= Economic Advisory Council (Pakistan) =

Economic Advisory Council is a non-constitutional and independent body formed to give economic advice to the Government of Pakistan, specifically the Prime Minister.

==Organizational Structure==

=== Imran Khan ministry ===
In August 2021, the new government of Prime Minister Imran Khan reconstituted the council with the following members formed by the Prime Minister on Ministry of Finance recommendations for the Finance division under its Implementations and Economic Reforms Unit:

Organizational Structure
| Chair | Imran Khan (Prime Minister) |
| Secretary | Arshad Saeed Jaffar (Secretary of the Economic Advisory Council/Finance Division) |
| Official Members | Abdul Hafeez Shaikh (Advisor to Prime Minister on Finance and Revenue) |
Hammad Azhar (Federal Minister for Economic Affairs)
Asad Umar (Federal Minister for Planning, Development, Reforms and Special Initiatives)
(Secretary of the Finance Division and Economic Advisory Council)
Tariq Bajwa (Ex-Governor of the State Bank of Pakistan (SBP))
Dr. Ishrat Hussain (Adviser to the Prime Minister on Institutional Reforms)
Abdul Razak Dawood (Adviser to the Prime Minister on Commerce and Deputy Chairman of the Planning Commission)
| Private Sector Members | Dr. Farrukh Iqbal (Dean & Director, Institute of Business Administration (IBA)) |
Dr. Ashfaque Hasan Khan (Principal and Dean, School of Social Sciences & Humanities, National University of Sciences and Technology (NUST))
Dr. Ijaz Nabi (Professor of Economics, Lahore University of Management Sciences)
Dr. Asad Zaman (Vice Chancellor of the Pakistan Institute of Development Economics (PIDE))
Dr. Abid Qaiyum Suleri (Executive Director, Sustainable Development Policy Institute (SDPI))
Syed Salim Raza - former Governor of State Bank of Pakistan
Dr Naved Hamid - Professor of Economics at the Lahore School of Economics (LSE)
Syed Salim Raza - former Governor of State Bank of Pakistan
Sakib Sherani - Economist and Journalist, founder of Macro Economic Insights (Pvt) Ltd

Among the members several retained their positions in Council from previous government, three members of the council belongs to non-economics background, and seven are ex or current office holder members including Asad Umar, on whose recommendations Council is formed.

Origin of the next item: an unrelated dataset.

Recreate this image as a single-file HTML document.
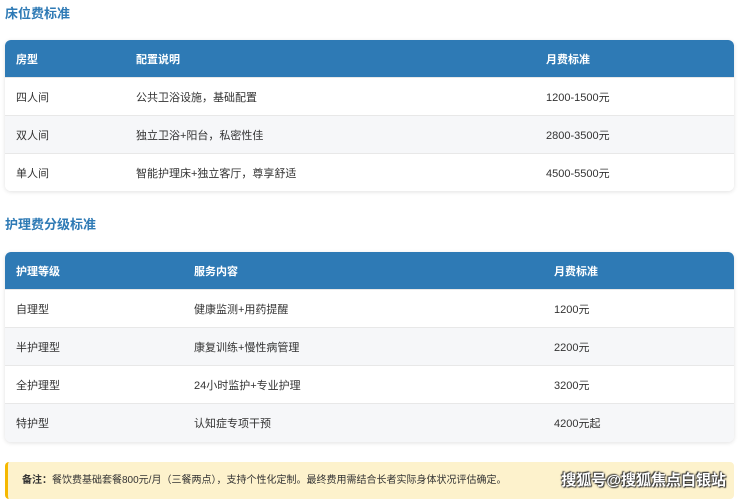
<!DOCTYPE html>
<html><head><meta charset="utf-8"><style>
*{margin:0;padding:0;box-sizing:border-box}
body{width:740px;height:499px;background:#fff;font-family:"Liberation Sans","Noto Sans CJK SC",sans-serif;position:relative;overflow:hidden;color:#333}
h2{position:absolute;left:5px;font-size:13px;font-weight:bold;color:#2e7ab5}
.t{position:absolute;left:5px;width:729px;border-radius:6px;overflow:hidden;box-shadow:0 1px 4px rgba(0,0,0,0.12)}
.r{height:38px;position:relative;font-size:11px;border-bottom:1px solid #e8e8e8}
.r span{position:absolute;top:1px;line-height:38px}
.h{background:#2e7ab5;color:#fff;font-weight:bold}
.g{background:#f6f7f9}
.w{background:#fff}
.note{position:absolute;left:5px;top:462px;width:729px;height:37px;background:#fdf2cc;border-left:3px solid #f5b800;border-radius:4px;font-size:10px;line-height:37px;padding-left:14px;color:#333}
.wm{position:absolute;right:14px;top:468px;font-size:15px;font-weight:bold;color:#fff;text-shadow:0 0 2px #333,1px 1px 1px #333,-1px -1px 1px #333;line-height:25px}
</style></head><body>
<h2 style="top:3px">床位费标准</h2>
<div class="t" style="top:40px">
<div class="r h"><span style="left:11px">房型</span><span style="left:131px">配置说明</span><span style="left:541px">月费标准</span></div>
<div class="r w"><span style="left:11px">四人间</span><span style="left:131px">公共卫浴设施，基础配置</span><span style="left:541px">1200-1500元</span></div>
<div class="r g"><span style="left:11px">双人间</span><span style="left:131px">独立卫浴+阳台，私密性佳</span><span style="left:541px">2800-3500元</span></div>
<div class="r w" style="height:37px;border:0"><span style="left:11px">单人间</span><span style="left:131px">智能护理床+独立客厅，尊享舒适</span><span style="left:541px">4500-5500元</span></div>
</div>
<h2 style="top:214px">护理费分级标准</h2>
<div class="t" style="top:252px">
<div class="r h"><span style="left:11px">护理等级</span><span style="left:189px">服务内容</span><span style="left:549px">月费标准</span></div>
<div class="r w"><span style="left:11px">自理型</span><span style="left:189px">健康监测+用药提醒</span><span style="left:549px">1200元</span></div>
<div class="r g"><span style="left:11px">半护理型</span><span style="left:189px">康复训练+慢性病管理</span><span style="left:549px">2200元</span></div>
<div class="r w"><span style="left:11px">全护理型</span><span style="left:189px">24小时监护+专业护理</span><span style="left:549px">3200元</span></div>
<div class="r g" style="border:0"><span style="left:11px">特护型</span><span style="left:189px">认知症专项干预</span><span style="left:549px">4200元起</span></div>
</div>
<div class="note"><b>备注：</b>餐饮费基础套餐800元/月（三餐两点），支持个性化定制。最终费用需结合长者实际身体状况评估确定。</div>
<div class="wm">搜狐号@搜狐焦点白银站</div>
</body></html>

Council was also criticised for the lack of female representation.

=== Resigned members ===
- Dr Atif Mian - Professor at Julis-Rabinowitz Center for Public Policy and Finance of Woodrow Wilson School at Princeton University.
- Dr Asim Ijaz Khwaja - Sumitomo-FASID Professor of International Finance and Development at the Harvard Kennedy School, Harvard University.
- Dr Imran Rasul - Professor of Economics, Department of Economics, University College, London.

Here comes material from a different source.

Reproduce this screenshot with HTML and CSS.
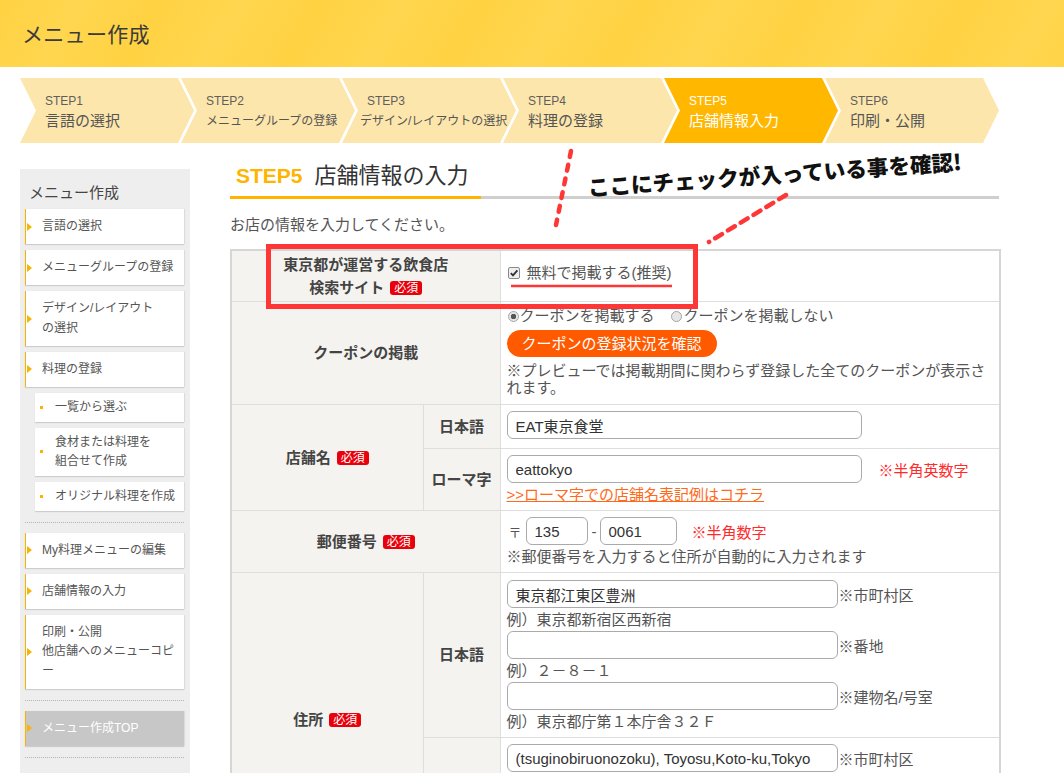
FILE: index.html
```html
<!DOCTYPE html>
<html lang="ja">
<head>
<meta charset="utf-8">
<title>メニュー作成</title>
<link rel="stylesheet" href="styles.css">
</head>
<body>
<header class="hdr"><h1 class="hdr-title">メニュー作成</h1></header>

<nav class="steps">
  <div class="step"><span class="step-no">STEP1</span><span class="step-name">言語の選択</span></div>
  <div class="step small"><span class="step-no">STEP2</span><span class="step-name">メニューグループの登録</span></div>
  <div class="step small shift"><span class="step-no">STEP3</span><span class="step-name">デザイン/レイアウトの選択</span></div>
  <div class="step"><span class="step-no">STEP4</span><span class="step-name">料理の登録</span></div>
  <div class="step active"><span class="step-no">STEP5</span><span class="step-name">店舗情報入力</span></div>
  <div class="step"><span class="step-no">STEP6</span><span class="step-name">印刷・公開</span></div>
</nav>

<div class="wrap">
  <aside class="side">
    <div class="side-title">メニュー作成</div>
    <ul class="side-list">
      <li class="si"><span>言語の選択</span></li>
      <li class="si"><span>メニューグループの登録</span></li>
      <li class="si"><span>デザイン/レイアウト<br>の選択</span></li>
      <li class="si"><span>料理の登録</span></li>
      <li class="ssi"><span>一覧から選ぶ</span></li>
      <li class="ssi"><span>食材または料理を<br>組合せて作成</span></li>
      <li class="ssi"><span>オリジナル料理を作成</span></li>
      <li class="sep"></li>
      <li class="si"><span>My料理メニューの編集</span></li>
      <li class="si"><span>店舗情報の入力</span></li>
      <li class="si"><span>印刷・公開<br>他店舗へのメニューコピ<br>ー</span></li>
      <li class="sep"></li>
      <li class="si top"><span>メニュー作成TOP</span></li>
      <li class="sep"></li>
    </ul>
  </aside>

  <main class="main">
    <h2 class="ttl"><span class="ttl-in"><span class="ttl-step">STEP5</span>店舗情報の入力</span></h2>
    <p class="intro">お店の情報を入力してください。</p>

    <table class="form">
      <colgroup><col class="c1"><col class="c2"><col class="c3"></colgroup>
      <tr class="r1">
        <th colspan="2" class="lbl2">東京都が運営する飲食店<br>検索サイト <span class="req">必須</span></th>
        <td class="v-mid">
          <label class="chk"><span class="box"><svg width="10" height="10" viewBox="0 0 10 10"><path d="M1.8 5.2 L4 7.4 L8.4 2.4" fill="none" stroke="#333" stroke-width="1.9"/></svg></span>無料で掲載する(推奨)</label>
        </td>
      </tr>
      <tr>
        <th colspan="2">クーポンの掲載</th>
        <td class="v-coupon">
          <div class="radios"><span class="radio on"></span>クーポンを掲載する<span class="radio second"></span>クーポンを掲載しない</div>
          <button class="pill" type="button">クーポンの登録状況を確認</button>
          <p class="note">※プレビューでは掲載期間に関わらず登録した全てのクーポンが表示されます。</p>
        </td>
      </tr>
      <tr>
        <th rowspan="2">店舗名 <span class="req">必須</span></th>
        <th>日本語</th>
        <td class="v-name"><input class="txt w355" type="text" value="EAT東京食堂"></td>
      </tr>
      <tr>
        <th>ローマ字</th>
        <td class="v-std">
          <div class="fld"><input class="txt w355" type="text" value="eattokyo"><span class="warn w1">※半角英数字</span></div>
          <a class="link" href="#">&gt;&gt;ローマ字での店舗名表記例はコチラ</a>
        </td>
      </tr>
      <tr>
        <th colspan="2">郵便番号 <span class="req">必須</span></th>
        <td class="v-std">
          <div class="fld"><span class="zip">〒</span><input class="txt w62" type="text" value="135"><span class="dash">-</span><input class="txt w77" type="text" value="0061"><span class="warn w2">※半角数字</span></div>
          <div class="ex">※郵便番号を入力すると住所が自動的に入力されます</div>
        </td>
      </tr>
      <tr>
        <th rowspan="2">住所 <span class="req">必須</span></th>
        <th>日本語</th>
        <td class="v-addr">
          <div class="fld"><input class="txt w331" type="text" value="東京都江東区豊洲"><span class="sfx">※市町村区</span></div>
          <div class="ex">例）東京都新宿区西新宿</div>
          <div class="fld f2"><input class="txt w331" type="text" value=""><span class="sfx">※番地</span></div>
          <div class="ex">例）２－８－１</div>
          <div class="fld f2"><input class="txt w331" type="text" value=""><span class="sfx">※建物名/号室</span></div>
          <div class="ex">例）東京都庁第１本庁舎３２Ｆ</div>
        </td>
      </tr>
      <tr class="r5b">
        <th>英語</th>
        <td class="v-std">
          <div class="fld"><input class="txt w331" type="text" value="(tsuginobiruonozoku), Toyosu,Koto-ku,Tokyo"><span class="sfx">※市町村区</span></div>
          <div class="ex">例）Nishishinjuku,Shinjuku-ku,Tokyo</div>
          <div class="fld f2"><input class="txt w331" type="text" value="6-5-1"><span class="sfx">※番地</span></div>
        </td>
      </tr>
    </table>
  </main>
</div>

<svg class="overlay" width="1064" height="773" viewBox="0 0 1064 773">
  <rect x="268.5" y="246.5" width="427" height="60" fill="none" stroke="#ff3636" stroke-width="5"/>
  <line x1="511" y1="286" x2="672" y2="286" stroke="#ff3636" stroke-width="2.5"/>
  <line x1="571" y1="151" x2="556" y2="225" stroke="#ff3636" stroke-width="4.5" stroke-dasharray="6 8" stroke-linecap="round"/>
  <line x1="786" y1="195" x2="709" y2="242" stroke="#ff3636" stroke-width="4.5" stroke-dasharray="8 7" stroke-linecap="round"/>
</svg>
<div class="annot">ここにチェックが入っている事を確認!</div>
</body>
</html>
```

FILE: styles.css
```css
* { box-sizing: border-box; }
html { overflow: hidden; }
body {
  margin: 0;
  font-family: "Liberation Sans", "Noto Sans CJK JP", sans-serif;
  color: #555;
  background: #fff;
  position: relative;
  min-height: 773px;
  overflow: hidden;
}

/* header */
.hdr {
  height: 67px;
  background: repeating-linear-gradient(120deg, #ffd242 0px, #ffd64f 70px, #ffd242 140px);
  display: flex;
  align-items: center;
  padding: 0 0 1px 22px;
}
.hdr-title {
  margin: 0;
  font-size: 21px;
  font-weight: normal;
  color: #3b3b3b;
  letter-spacing: 0.3px;
}

/* steps */
.steps {
  display: flex;
  margin: 11px 0 0 20px;
  height: 65px;
}
.step {
  flex: none;
  width: 174px;
  height: 65px;
  margin-right: -13px;
  background: #fde6ab;
  clip-path: polygon(0 0, 158px 0, 174px 50%, 158px 100%, 0 100%, 16px 50%);
  padding: 14px 0 0 25px;
  display: flex;
  flex-direction: column;
}
.step-no { font-size: 12px; line-height: 18px; color: #5f5f5f; }
.step-name { font-size: 15px; line-height: 22px; color: #555; white-space: nowrap; }
.step.small .step-name { font-size: 12px; }
.step.shift .step-name { margin-left: -7px; }
.step.active { background: #ffb700; }
.step.active .step-no,
.step.active .step-name { color: #fff; }

/* layout */
.wrap {
  display: flex;
  align-items: flex-start;
}

/* sidebar */
.side {
  flex: none;
  width: 170px;
  margin: 26px 0 0 20px;
  background: #eeeeee;
  padding: 12px 6px 60px 5px;
}
.side-title {
  font-size: 15px;
  line-height: 24px;
  padding-left: 4px;
  color: #444;
}
.side-list {
  list-style: none;
  margin: 4px 0 0;
  padding: 0;
  display: flex;
  flex-direction: column;
  gap: 6px;
}
.si {
  display: flex;
  align-items: center;
  background: #fff;
  border-left: 1.5px solid #f5b400;
  box-shadow: 0 1px 1px rgba(0, 0, 0, 0.13), 1px 0 1px rgba(0, 0, 0, 0.06);
  padding: 8px 6px 7.5px 1px;
  font-size: 12px;
  line-height: 19.5px;
  color: #555;
}
.si::before {
  content: "";
  flex: none;
  width: 0;
  height: 0;
  border-left: 5px solid #f7b500;
  border-top: 4px solid transparent;
  border-bottom: 4px solid transparent;
  margin-right: 10px;
}
.si.top { background: #c7c7c7; color: #fff; }
.ssi {
  display: flex;
  align-items: center;
  margin-left: 10px;
  background: #fff;
  box-shadow: 0 1px 1px rgba(0, 0, 0, 0.13), 1px 0 1px rgba(0, 0, 0, 0.06);
  padding: 5px 6px 5px 5px;
  font-size: 12px;
  line-height: 19px;
  color: #555;
}
.ssi::before {
  content: "";
  flex: none;
  width: 3px;
  height: 3px;
  background: #f7b500;
  margin-right: 12px;
}
.sep {
  height: 0;
  border-top: 1px dotted #b5b5b5;
  margin: 5px 0 4px;
}

/* main */
.main {
  flex: none;
  width: 769px;
  margin-left: 40px;
  padding-top: 17px;
}
.ttl {
  margin: 0;
  font-weight: normal;
  border-bottom: 3px solid #cfcfcf;
  height: 39px;
}
.ttl-in {
  display: inline-block;
  height: 39px;
  padding: 0 12px 0 6px;
  border-bottom: 3px solid #ffb400;
  font-size: 22px;
  line-height: 32px;
  color: #333;
}
.ttl-step {
  color: #ffb400;
  font-weight: bold;
  font-size: 21px;
  margin-right: 12px;
}
.intro {
  margin: 14px 0 12px;
  font-size: 15px;
  line-height: 24px;
  color: #555;
}

/* form table */
.form {
  width: 769px;
  border-collapse: collapse;
  table-layout: fixed;
  border: 2px solid #d6d6d6;
  font-size: 15px;
}
.c1 { width: 192px; }
.c2 { width: 77px; }
.c3 { width: 500px; }
.form th,
.form td { border: 1px solid #dedede; }
.form th {
  background: #f4f3ef;
  color: #444;
  font-weight: bold;
  text-align: center;
  vertical-align: middle;
  padding: 0;
  line-height: 22px;
}
.form td {
  background: #fff;
  vertical-align: top;
  color: #555;
}
.lbl2 { line-height: 23px !important; padding: 2px 0 !important; }
.req {
  display: inline-block;
  background: #e8000b;
  color: #fff;
  font-size: 12px;
  font-weight: normal;
  line-height: 14px;
  padding: 0 4px;
  border-radius: 3px;
  margin-left: 2px;
  vertical-align: 1px;
}

.v-mid { vertical-align: middle !important; padding: 0 6px 6px; }
.chk { display: flex; align-items: center; line-height: 22px; }
.box {
  width: 12px;
  height: 12px;
  border: 1px solid #8a8a8a;
  border-radius: 2px;
  background: #efefef;
  display: inline-flex;
  align-items: center;
  justify-content: center;
  margin: 0 7px 0 1px;
}

.v-coupon { padding: 4px 6px 8px; }
.radios { line-height: 20px; display: flex; align-items: center; }
.radio {
  flex: none;
  width: 11px;
  height: 11px;
  border-radius: 50%;
  border: 1px solid #a5a5a5;
  background: #e6e6e6;
  margin: 0 1px 0 1px;
}
.radio.on { background: radial-gradient(circle, #555 0 2.5px, #e6e6e6 3px); }
.radio.second { margin-left: 16px; margin-right: 2px; }
.pill {
  display: block;
  width: 210px;
  height: 27px;
  margin: 4px 0 0 0;
  padding: 0;
  border: 0;
  border-radius: 14px;
  background: #ff5a00;
  color: #fff;
  font: 15px/27px "Liberation Sans", "Noto Sans CJK JP", sans-serif;
}
.note { margin: 5px 0 0; line-height: 17px; }

.v-name { padding: 6px 6px 9px; }
.v-std { padding: 6px 6px 5px; }
.v-addr { padding: 7px 6px 5px; }
.fld { display: flex; align-items: center; }
.f2 { margin-top: 1px; }
.txt {
  height: 28px;
  margin: 0;
  border: 1px solid #aaa;
  border-radius: 6px;
  padding: 0 8px;
  font: 15px "Liberation Sans", "Noto Sans CJK JP", sans-serif;
  color: #333;
  background: #fff;
  outline: none;
}
.w355 { width: 355px; }
.w331 { width: 331px; }
.w62 { width: 62px; }
.w77 { width: 77px; }
.warn { color: #ff2a2a; }
.w1 { margin-left: 17px; }
.w2 { margin-left: 15px; }
.zip { font-size: 13px; margin: 0 4px 0 2px; }
.dash { margin: 0 3px 0 4px; }
.sfx { margin-left: 1px; }
.link {
  display: block;
  margin-top: 2px;
  line-height: 20px;
  color: #ff6a1a;
  text-decoration: underline;
}
.ex { margin-top: 2px; line-height: 20px; }
.r5b td { height: 131px; }

/* annotation overlay */
.overlay {
  position: absolute;
  left: 0;
  top: 0;
  pointer-events: none;
}
.annot {
  position: absolute;
  left: 587px;
  top: 176px;
  font-family: "Noto Sans CJK JP", sans-serif;
  font-weight: 900;
  font-size: 21.6px;
  line-height: 22px;
  color: #111;
  white-space: nowrap;
  transform: rotate(-4deg);
  transform-origin: left top;
}
```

Inclusion of renowned economist Atif Mian resulted in a controversy when former Deputy Speaker of Sindh Assembly Shehla Raza's social media team tweeted a racial and religious tweet against Mian, who belongs to Ahmadiyya faith. However, she later apologized after receiving severe backlash. Previously Khan, himself was under backlash for naming Mian as his cabinet's Finance Minister, but he withdraw Mian's name saying he did not know that he belonged to Ahmadiyya community. Initially, PTI has supported its decision on Mian's inclusion in Council. However after days of biased social media criticism from extremist religious groups, senator Faisal Javed Khan announced on 7 September 2018 in a tweet that, "Atif Mian was asked to step down from the Advisory Council and he has agreed. A replacement would be announced later."

On 7 September 2018, Dr Khwaja resigned from the EAC protesting the government's decision to withdraw the nomination of Dr Mian. On 8 September 2018, Dr Rasul became the second EAC member who resigned in protest over Dr Mian's removal.